In Mosul, rules made up at the Bayt Al Mal govern the way that money traders and exchange merchants in the city can do business. These kinds of exchange shops were common before the Islamic State arrived here – they can be found in most other Iraqi cities too and make up a kind of informal banking network, combining currency exchange and money transfers. After state and private banks stopped operating in Mosul when the IS group took the city over almost two years ago, the exchange shops became the only form of banking available to locals.

The Islamic State members monitor the exchange shops' work and send spies in to make sure rules are not being broken.

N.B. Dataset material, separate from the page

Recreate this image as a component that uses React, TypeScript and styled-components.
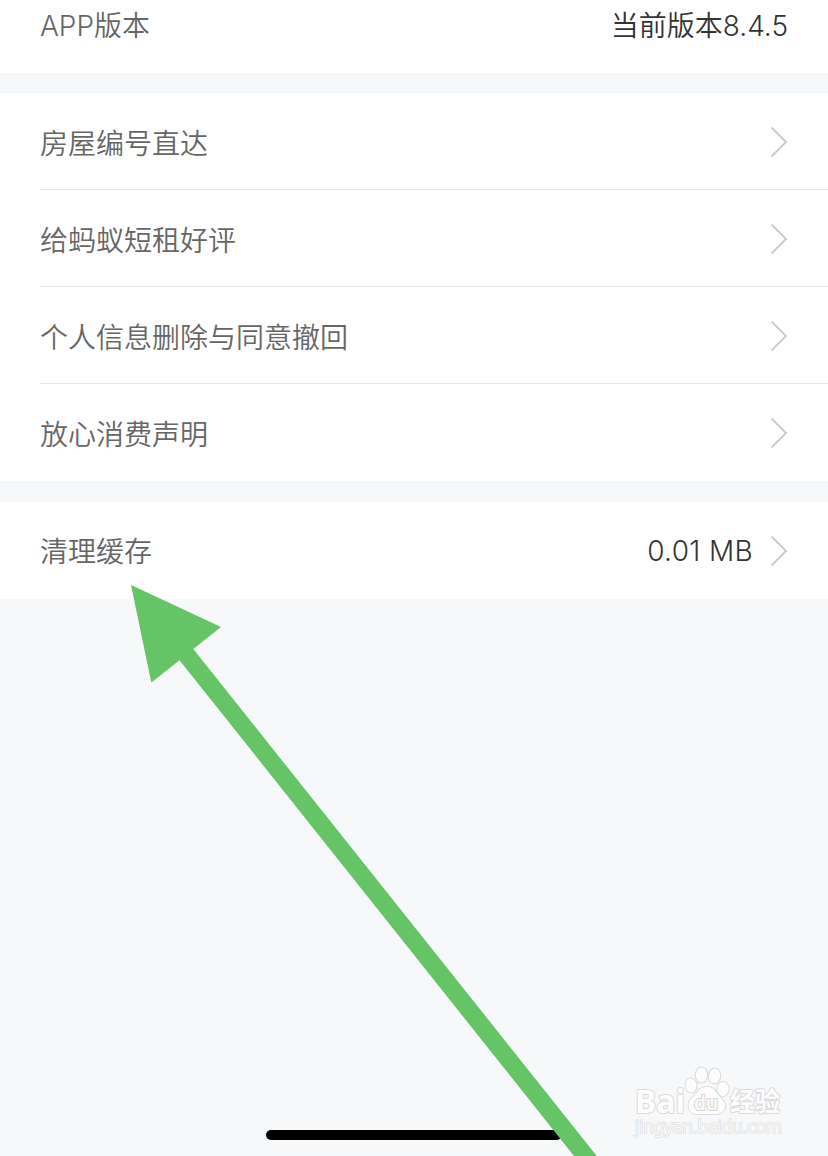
import React from "react";
import styled, { createGlobalStyle } from "styled-components";

const GlobalStyle = createGlobalStyle`
  * { box-sizing: border-box; }
  html, body { margin: 0; background: #f6f8fa; }
  body { overflow: hidden; }
`;

const Screen = styled.main`
  position: relative;
  width: 828px;
  height: 1156px;
  overflow: hidden;
  background: #f6f8fa;
  font-family: Inter, "Noto Sans CJK SC", sans-serif;
  font-size: 28px;
  font-weight: 360;
`;

const Groups = styled.div`
  display: flex;
  flex-direction: column;
  margin-top: -24px;
`;

const Group = styled.section<{ $gap?: number }>`
  margin-top: ${(p) => p.$gap ?? 0}px;
  padding-left: 40px;
  background: #fff;
`;

const Row = styled.div`
  display: flex;
  align-items: center;
  height: 97px;
  padding-right: 40px;
  border-bottom: 1px solid #e6e6e6;
  &:last-child { border-bottom-color: transparent; }
`;

const Label = styled.span<{ $top?: number }>`
  flex: 1;
  line-height: 40px;
  padding-top: ${(p) => p.$top ?? 4}px;
  color: #666;
`;

const Value = styled.span<{ $top?: number; $spacing?: number }>`
  line-height: 40px;
  padding-top: ${(p) => p.$top ?? 4}px;
  letter-spacing: ${(p) => p.$spacing ?? 0}px;
  color: #333;
`;

const ChevronIcon = styled.svg`
  display: block;
  width: 18px;
  height: 32px;
  margin-left: 17px;
  margin-top: 1px;
`;

const Overlay = styled.svg`
  position: absolute;
  inset: 0;
  pointer-events: none;
`;

const HomeIndicator = styled.div`
  position: absolute;
  left: 266px;
  top: 1130px;
  width: 296px;
  height: 10px;
  border-radius: 5px;
  background: #000;
`;

const Watermark = styled.svg`
  position: absolute;
  left: 620px;
  top: 1055px;
`;

const Chevron = () => (
  <ChevronIcon viewBox="0 0 18 32" fill="none">
    <path d="M1.5 1.5L16 16L1.5 30.5" stroke="#cbcbcb" strokeWidth="2" />
  </ChevronIcon>
);

const links = ["房屋编号直达", "给蚂蚁短租好评", "个人信息删除与同意撤回", "放心消费声明"];

export default function App() {
  return (
    <Screen>
      <GlobalStyle />
      <Groups>
        <Group>
          <Row>
            <Label>APP版本</Label>
            <Value>当前版本8.4.5</Value>
          </Row>
        </Group>
        <Group $gap={20}>
          {links.map((text) => (
            <Row key={text}>
              <Label $top={6}>{text}</Label>
              <Chevron />
            </Row>
          ))}
        </Group>
        <Group $gap={21}>
          <Row>
            <Label>清理缓存</Label>
            <Value $top={2} $spacing={0.35}>0.01 MB</Value>
            <Chevron />
          </Row>
        </Group>
      </Groups>
      <HomeIndicator />
      <Watermark width="180" height="95" viewBox="0 0 180 95">
        <g fill="#fdfdfd" stroke="#d9dadc" strokeWidth="2" paintOrder="stroke" strokeLinejoin="round">
          <text x="15" y="58" fontFamily="'Noto Sans', sans-serif" fontWeight="700" fontSize="33" textLength="50" lengthAdjust="spacingAndGlyphs">Bai</text>
          <ellipse cx="71" cy="30.5" rx="5.5" ry="7" transform="rotate(-8 71 30.5)" />
          <ellipse cx="81.5" cy="20" rx="5.7" ry="7.5" />
          <ellipse cx="94.5" cy="21" rx="5.7" ry="7.3" transform="rotate(8 94.5 21)" />
          <ellipse cx="103" cy="34" rx="5.6" ry="7" transform="rotate(8 103 34)" />
          <path d="M87 32C79 32 77 38 73 42C68 46 68 50 69 54C71 59 75 59 79 59H95C100 59 103 57 105 53C106 48 103 45 100 42C96 37 94 32 87 32Z" />
          <text x="110" y="56" fontFamily="'Noto Sans CJK SC', sans-serif" fontWeight="700" fontSize="26" textLength="50" lengthAdjust="spacingAndGlyphs">经验</text>
        </g>
        <text x="15" y="78" fill="#fafbfb" stroke="#dfe0e2" strokeWidth="1.6" paintOrder="stroke" fontFamily="'Noto Sans', sans-serif" fontSize="17.5" textLength="147" lengthAdjust="spacingAndGlyphs">jingyan.baidu.com</text>
        <text x="74" y="55" fill="#f8f9fa" stroke="#d5d6d8" strokeWidth="2" paintOrder="stroke" fontFamily="'Noto Sans', sans-serif" fontWeight="600" fontSize="20" textLength="24" lengthAdjust="spacingAndGlyphs">du</text>
      </Watermark>
      <Overlay width="828" height="1156" viewBox="0 0 828 1156">
        <path d="M131 585L221 627L193.3 649L596.8 1156H574L179.5 660.2L151.3 682.5Z" fill="#65c466" />
      </Overlay>
    </Screen>
  );
}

The IS group has established its own exchange shops to compete with longer-established businesses in Mosul and locals say the extremists have also had private individuals open exchange shops, even though these are controlled by, and benefit, the IS group. It’s their way of controlling the money market. And even if the shops are not being run directly by the IS group, they must operate under strict regulations.

The Bayt Al Mal’s instructions on cash transactions are printed and hung on the windows of all of the exchange shops. IS members who work for the Bayt Al Mal monitor the work being done in the small exchange offices and they also send in spies to check rules are not being broken. During an interview conducted over a messaging app, Abu Saad*, one of the locals working in a cash office, told NIQASH that high interest rates, or riba, are strictly forbidden as is lending long term. Transferring cash, or receiving cash, cannot be done either, unless the Mosul local presents their identification card and proof of an address in the city.

The Bayt Al Mal also determines the exchange rate - it's more expensive to exchange dinars for dollars in Mosul than in Baghdad, for example - and severely restricts the movement of cash. Nobody may take more than US$10,000 with them unless they have a license to carry that much money – the licenses are issued by the IS group and are only given to local businessmen, Abu Saad explains.

According to one local man, Ahmad Salman*, who used to work for a bank in Mosul, the exchange shops run by the IS group don’t just exchange US dollars for dinars. Salman says they also facilitate the smuggling of US cash into the city. After the Iraqi government stopped sending almost any kind of funds into Mosul, there was a shortage of US dollars – this currency is often used for big ticket purchases or in business in Iraq, as the equivalent amount of Iraqi dinars would fill several duffel bags and nobody wants to carry that much paper around. Dollars were needed in Mosul and both Arab and Kurdish smugglers began taking advantage of this, making about 7 percent extra on whatever cash they brought into the city, Salman notes.

Baghdad used to be the most important route for smuggled US dollars but it has become more difficult to bring cash in this way after military operations were launched against the IS group in the Samarra Island area.

“The other source of smuggled US dollars now is Iraqi Kurdistan,” Salman told NIQASH. “Erbil and Dohuk in particular – and the money passes through the Mosul Dam area to get here.”

Syrian merchants who travel into Iraq via territory controlled by the IS group also bring US dollars into Mosul.

“The IS group is making around an extra 20 percent from all this money exchange,” another former banker still living in Mosul told NIQASH. All of the organization’s revenues tend to come in US dollars – sales out of factories it controls, profits from businesses, taxes it levies and fines for crimes. But as an employer – after all, the IS group run their territory as bureaucratically as a small, tyrannical government – the extremists also have to pay all of their staff, those working in healthcare or on street maintenance, for example. And they make the salary payments using Iraqi dinars.

So they get to double dip because they control the sources of cash, making extra revenue when people are forced to change dollars into dinars, or vice versa. 

Interestingly, and somewhat ironically, the result of all of this wheeling and dealing is that the current master of Mosul’s money markets is the US dollar, followed by those worn out Iraqi dinars. As for the IS group’s legendary golden dinar, that everybody in Mosul got sick of hearing about, well, that isn’t being mentioned by anyone anymore.

*Names of individuals still in Mosul, or with families still in Mosul, have been changed for security reasons.